Each year, around 650 students with the highest Matriculation grades gain admission into this prestigious college; each year, over 90 per cent of them pass their exams with flying colours.
Compare this with another public college in Orangi Town. Here, only three students were enrolled last year — all three failed their exams.
Why is it that these two colleges, run by the same Directorate of College Education, produce such drastically different results every year?
“This divide [between 'prestigious' and 'third-rate' colleges] will continue to exist until the authorities abolish this very adjective of ‘prestigious’ attached to state-owned colleges,” believes Prof Mirza Athar Hussain, a former teacher at Adamjee College, who has also taught at 18 other public colleges across Sindh. “Once this conceptual demarcation was made by society in the early 1980s, the government accepted it as fact and made no effort to lift its poorly performing colleges to the standards of better ones.”
For Prof Hussain, the elite classes were equally to blame for fixating on this difference. “These colleges emerged as a new status symbol,” he explains. “When a few students at a college secured positions a few times, every parent wanted their child to study at that particular institution.”
As a result, he adds, the more resourceful parents used their financial positions to groom their children with the aim of getting them into what they thought were the best colleges. ‘Tuition culture’ emerged as a side-effect too, with many college teachers offering classes at centres even during college hours, giving rise to student and teacher absenteeism.
Institutions such as Adamjee College, DJ Sindh Government Science College, Begum Amna Majeed Malike PECHS Government College and St Joseph’s Government College (which was returned to the Catholic Board of Education in 2005) rose to the top.

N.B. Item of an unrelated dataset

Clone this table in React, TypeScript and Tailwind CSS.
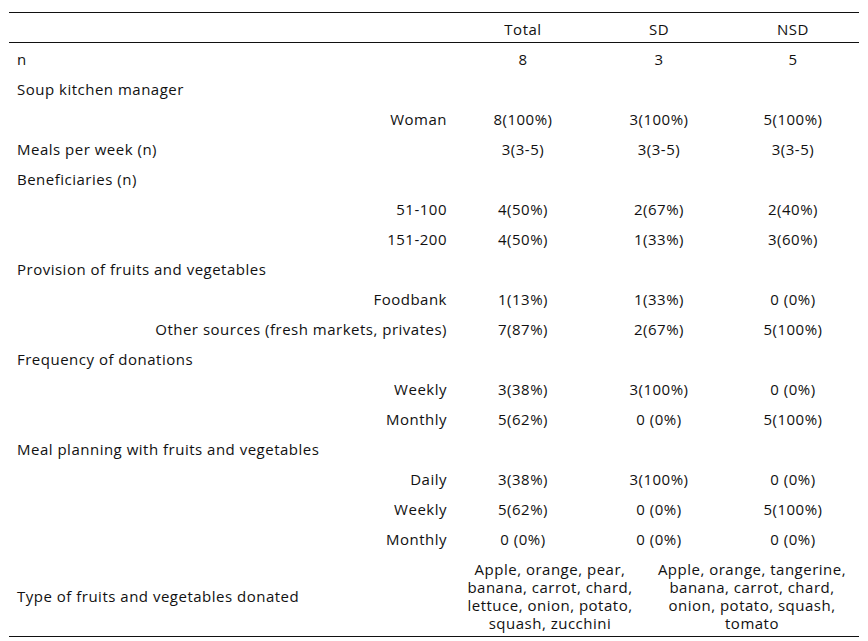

“Newspapers used to report how young students tried to commit suicide when they failed to secure admission into their dream college — such was the craze,” recalls Prof Dr Salahuddin Sani, principal of Pakistan Shipowners’ Government College in North Nazimabad.
Though this obsession subsided with the emergence of private examination boards and their affiliated institutions, the demarcation of the public colleges had become deeply ingrained by then.
“Even the answer scripts of students receive discriminatory assessment just because they are enrolled in first-, second- or third-rate colleges,” admits Dr Muhammad Arshad, a teacher at DJ Science College. “The students at second- or third-rate colleges are considered less studious and hence eligible to receive fewer marks than those enrolled in a few good colleges, without looking at the content of their answers.”
Prof Hussain agrees. “I taught my students with equal dedication everywhere,” he says. “I didn’t suddenly become a better teacher that most of my students at Adamjee [College] secured A1 grades. It is only natural that when a college’s intake comprises the crème de la crème of Matriculation students, it will produce good results.”
There is similar discrimination in the provincial education department and the Directorate of College Education; the relevant authorities have yet to implement its ‘rationalisation plan,’ introduced in 2011. This plan, according to provincial colleges’ director-general Prof Dr Nasir Ansar, will analyse the needs of institutions that had been performing poorly due to a shortage of teachers, overcoming the problem by transferring excess teachers from other colleges.


Published in The Express Tribune, May 25th, 2015.